2

Ok so I have a mySQL table of values. Some are positive, some are negative. The negative ones have a - infront of them in the table. I'm using Codeigniter.

I need to sum them all together, but IGNORE the - before the negative values. I just want to sum the numbers, not sum them as negative numbers.

So for example, this is what it does currently: -55 + -20 = 35

But what I want it to do is: -55 + -20 = 75

Basically I want to sum the values only, regardless of their positive or negative type.

How can I do this? Here's my query:

$this->db->select_sum('vat')
     ->from('accounts')->where_in('type', 'Expenses')
     ->where('date <=', $current_period)
     ->where('date >=', $previous_period);
1
  • 5
    you can use "sum(abs(<column name>))"
    – jsist
    Aug 6, 2012 at 13:26

4 Answers 4

5

Perhaps something like this will work:

$this->db->select('SUM(CASE WHEN vat >= 0 THEN vat ELSE -vat END) AS sum', false)->from('accounts')->where_in('type', 'Expenses')->where('date <=', $current_period)->where('date >=', $previous_period);

This should keep positive numbers in vat positive and convert negative numbers to positive. Note: the false in the select() statement stops CI from auto-escaping the fields.

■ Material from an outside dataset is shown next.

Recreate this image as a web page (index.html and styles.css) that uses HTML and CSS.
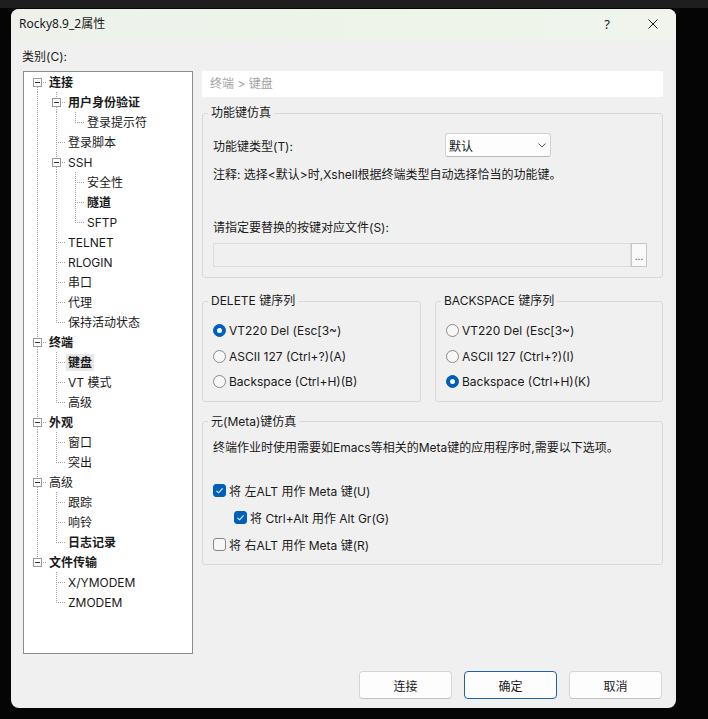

Also, as picked up from a comment from @shubhansh, you can use MySQL's ABS() method to get the absolute-value instead of the CASE:

$this->db->select('SUM(ABS(vat)) AS sum', false)->from('accounts')->where_in('type', 'Expenses')->where('date <=', $current_period)->where('date >=', $previous_period);
0
0

I can think of two ways.

First way: I'm pretty sure CI escapes field names, so to do it this way you need to execute normal query:

$this->db->query('SELECT SUM(AVG(vat)) FROM accounts WHERE ...'); // Replace ... with WHERE parameters 

Second way: Or do two queries and sum the results:

$positive = $this->db->select_sum('vat')->from('accounts')->where_in('type', 'Expenses')->where('date <=', $current_period)->where('date >=', $previous_period)->where('vat >=', 0);
$negative = $this->db->select_sum('vat')->from('accounts')->where_in('type', 'Expenses')->where('date <=', $current_period)->where('date >=', $previous_period)->where('vat <', 0);
$result = $positive + abs($negative);

Mind that second option would take longer time to complete as those are two separate queries.

0

I had the same issue doing a date search on a db level - best I could do was use ABS() since time_diff returns a negative value if the result is in the past. If are working with date_diff or TIME_DIFF use this:

TIME(ABS(TIMEDIFF(TIME(sch_Starts), TIME("22:00:00"))))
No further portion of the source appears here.